◆ **Exercise description**
Select from the data all lines with the word "using".
---------- Supplied records
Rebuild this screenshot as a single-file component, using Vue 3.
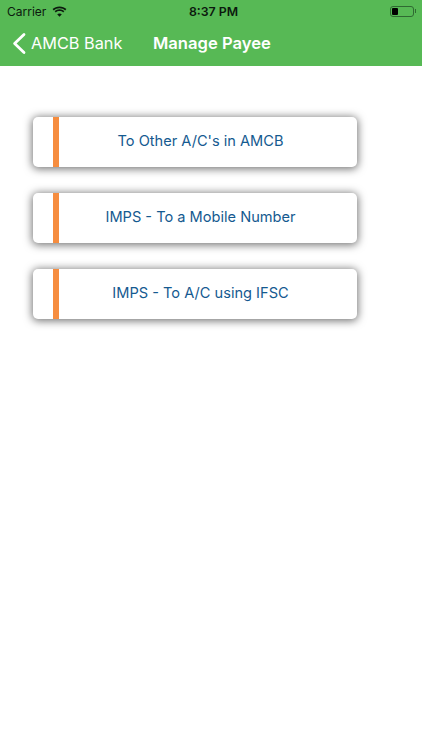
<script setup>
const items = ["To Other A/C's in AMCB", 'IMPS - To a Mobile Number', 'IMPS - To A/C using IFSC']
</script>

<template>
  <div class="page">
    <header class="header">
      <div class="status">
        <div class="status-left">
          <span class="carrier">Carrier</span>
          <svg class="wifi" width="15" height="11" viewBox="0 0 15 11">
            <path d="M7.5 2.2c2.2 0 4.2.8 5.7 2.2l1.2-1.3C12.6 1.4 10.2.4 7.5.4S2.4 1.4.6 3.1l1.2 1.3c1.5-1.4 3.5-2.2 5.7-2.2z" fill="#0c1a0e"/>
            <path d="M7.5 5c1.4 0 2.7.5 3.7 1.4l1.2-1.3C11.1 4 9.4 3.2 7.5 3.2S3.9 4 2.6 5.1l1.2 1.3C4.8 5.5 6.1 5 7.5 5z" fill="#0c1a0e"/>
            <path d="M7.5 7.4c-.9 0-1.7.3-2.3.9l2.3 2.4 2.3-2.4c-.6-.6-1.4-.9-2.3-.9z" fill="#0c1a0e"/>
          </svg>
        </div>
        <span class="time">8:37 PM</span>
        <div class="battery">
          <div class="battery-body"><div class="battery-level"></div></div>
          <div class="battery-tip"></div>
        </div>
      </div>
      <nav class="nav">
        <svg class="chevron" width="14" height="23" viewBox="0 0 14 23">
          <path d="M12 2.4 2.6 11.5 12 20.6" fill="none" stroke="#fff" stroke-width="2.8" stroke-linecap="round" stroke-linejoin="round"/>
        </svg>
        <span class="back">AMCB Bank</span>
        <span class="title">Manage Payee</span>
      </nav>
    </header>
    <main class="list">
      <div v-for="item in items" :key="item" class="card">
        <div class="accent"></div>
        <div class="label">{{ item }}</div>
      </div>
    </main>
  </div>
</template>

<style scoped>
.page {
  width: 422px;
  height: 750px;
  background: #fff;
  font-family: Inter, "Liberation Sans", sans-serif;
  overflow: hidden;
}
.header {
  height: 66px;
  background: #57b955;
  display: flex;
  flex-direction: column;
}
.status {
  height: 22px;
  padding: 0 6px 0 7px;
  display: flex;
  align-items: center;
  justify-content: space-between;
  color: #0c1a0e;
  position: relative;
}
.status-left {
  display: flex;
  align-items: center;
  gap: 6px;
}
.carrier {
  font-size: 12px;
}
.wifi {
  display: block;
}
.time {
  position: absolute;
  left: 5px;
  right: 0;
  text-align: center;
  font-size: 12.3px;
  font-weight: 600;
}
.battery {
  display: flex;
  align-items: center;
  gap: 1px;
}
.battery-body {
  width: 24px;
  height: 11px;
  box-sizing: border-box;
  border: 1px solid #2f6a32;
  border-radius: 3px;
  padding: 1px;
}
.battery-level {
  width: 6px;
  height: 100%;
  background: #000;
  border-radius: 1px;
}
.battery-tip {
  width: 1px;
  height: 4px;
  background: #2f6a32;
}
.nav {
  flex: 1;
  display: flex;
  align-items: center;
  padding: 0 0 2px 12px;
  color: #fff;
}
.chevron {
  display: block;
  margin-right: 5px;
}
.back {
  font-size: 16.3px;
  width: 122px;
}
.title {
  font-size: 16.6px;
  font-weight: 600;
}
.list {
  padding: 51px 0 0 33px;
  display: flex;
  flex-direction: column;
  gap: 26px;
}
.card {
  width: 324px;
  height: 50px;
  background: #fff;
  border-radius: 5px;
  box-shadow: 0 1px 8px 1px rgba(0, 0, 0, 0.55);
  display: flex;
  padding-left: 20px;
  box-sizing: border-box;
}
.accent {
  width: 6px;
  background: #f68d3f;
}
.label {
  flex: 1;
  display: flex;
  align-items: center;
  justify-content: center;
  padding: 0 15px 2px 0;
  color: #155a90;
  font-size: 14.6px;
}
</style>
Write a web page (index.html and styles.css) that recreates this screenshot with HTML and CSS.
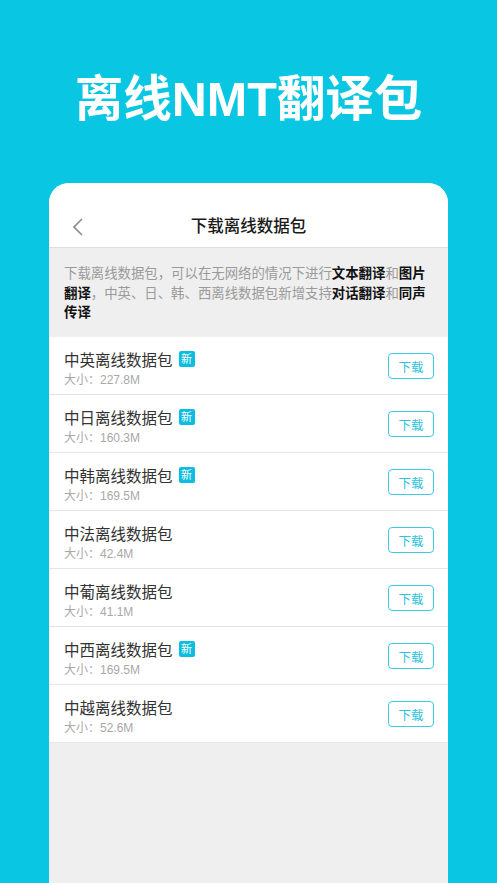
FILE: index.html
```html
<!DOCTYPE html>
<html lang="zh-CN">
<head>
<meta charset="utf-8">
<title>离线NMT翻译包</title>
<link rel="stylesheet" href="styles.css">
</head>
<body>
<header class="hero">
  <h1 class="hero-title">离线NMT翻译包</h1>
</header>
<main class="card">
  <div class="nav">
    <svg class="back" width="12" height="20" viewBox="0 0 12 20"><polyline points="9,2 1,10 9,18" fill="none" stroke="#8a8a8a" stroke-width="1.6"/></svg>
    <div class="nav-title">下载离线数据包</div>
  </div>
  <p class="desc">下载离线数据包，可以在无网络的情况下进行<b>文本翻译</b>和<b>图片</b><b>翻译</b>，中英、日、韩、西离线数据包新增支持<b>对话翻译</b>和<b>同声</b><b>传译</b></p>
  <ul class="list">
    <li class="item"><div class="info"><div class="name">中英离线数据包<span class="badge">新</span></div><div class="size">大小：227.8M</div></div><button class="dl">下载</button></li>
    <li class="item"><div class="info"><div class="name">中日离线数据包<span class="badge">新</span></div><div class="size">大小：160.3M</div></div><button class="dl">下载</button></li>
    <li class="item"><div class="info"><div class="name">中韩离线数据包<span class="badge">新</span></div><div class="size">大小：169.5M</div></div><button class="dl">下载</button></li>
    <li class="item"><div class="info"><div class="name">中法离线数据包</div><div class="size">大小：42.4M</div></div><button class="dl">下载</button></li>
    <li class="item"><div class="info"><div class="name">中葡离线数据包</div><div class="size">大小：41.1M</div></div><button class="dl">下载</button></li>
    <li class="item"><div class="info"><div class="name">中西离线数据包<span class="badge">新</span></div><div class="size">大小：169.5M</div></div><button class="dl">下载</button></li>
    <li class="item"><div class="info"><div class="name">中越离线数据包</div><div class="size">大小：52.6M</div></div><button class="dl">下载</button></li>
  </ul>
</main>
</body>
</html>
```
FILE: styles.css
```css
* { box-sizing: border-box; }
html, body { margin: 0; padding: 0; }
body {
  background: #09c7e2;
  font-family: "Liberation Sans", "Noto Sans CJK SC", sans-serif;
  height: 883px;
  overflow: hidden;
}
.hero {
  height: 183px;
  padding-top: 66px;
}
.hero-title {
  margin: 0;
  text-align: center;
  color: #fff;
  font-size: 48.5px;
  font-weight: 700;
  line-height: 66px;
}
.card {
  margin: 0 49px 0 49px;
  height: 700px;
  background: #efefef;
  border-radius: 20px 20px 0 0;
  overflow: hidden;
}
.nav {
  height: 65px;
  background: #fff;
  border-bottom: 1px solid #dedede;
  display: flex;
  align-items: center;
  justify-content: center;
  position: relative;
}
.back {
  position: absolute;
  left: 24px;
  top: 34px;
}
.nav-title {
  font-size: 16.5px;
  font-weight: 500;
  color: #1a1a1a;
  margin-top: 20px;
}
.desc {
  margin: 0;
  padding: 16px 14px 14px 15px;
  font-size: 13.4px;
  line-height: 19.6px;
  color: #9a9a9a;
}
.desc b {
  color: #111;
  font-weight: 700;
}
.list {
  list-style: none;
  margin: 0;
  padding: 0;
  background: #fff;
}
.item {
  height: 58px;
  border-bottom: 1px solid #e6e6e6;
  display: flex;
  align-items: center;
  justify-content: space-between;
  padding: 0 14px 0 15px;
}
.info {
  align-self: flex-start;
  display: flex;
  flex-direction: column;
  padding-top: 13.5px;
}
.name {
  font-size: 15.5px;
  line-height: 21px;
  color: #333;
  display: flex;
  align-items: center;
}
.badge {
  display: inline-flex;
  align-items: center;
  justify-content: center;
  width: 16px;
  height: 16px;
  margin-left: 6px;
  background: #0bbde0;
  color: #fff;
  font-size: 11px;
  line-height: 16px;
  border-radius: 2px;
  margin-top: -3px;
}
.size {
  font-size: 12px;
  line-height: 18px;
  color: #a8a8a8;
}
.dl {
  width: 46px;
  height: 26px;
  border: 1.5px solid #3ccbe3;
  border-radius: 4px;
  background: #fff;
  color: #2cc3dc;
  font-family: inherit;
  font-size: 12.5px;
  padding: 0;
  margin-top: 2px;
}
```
--------------------
◆ **Task solution**
Rebuild this screenshot as a single-file component, using Vue 3.
const items = ["To Other A/C's in AMCB", 'IMPS - To a Mobile Number', 'IMPS - To A/C using IFSC']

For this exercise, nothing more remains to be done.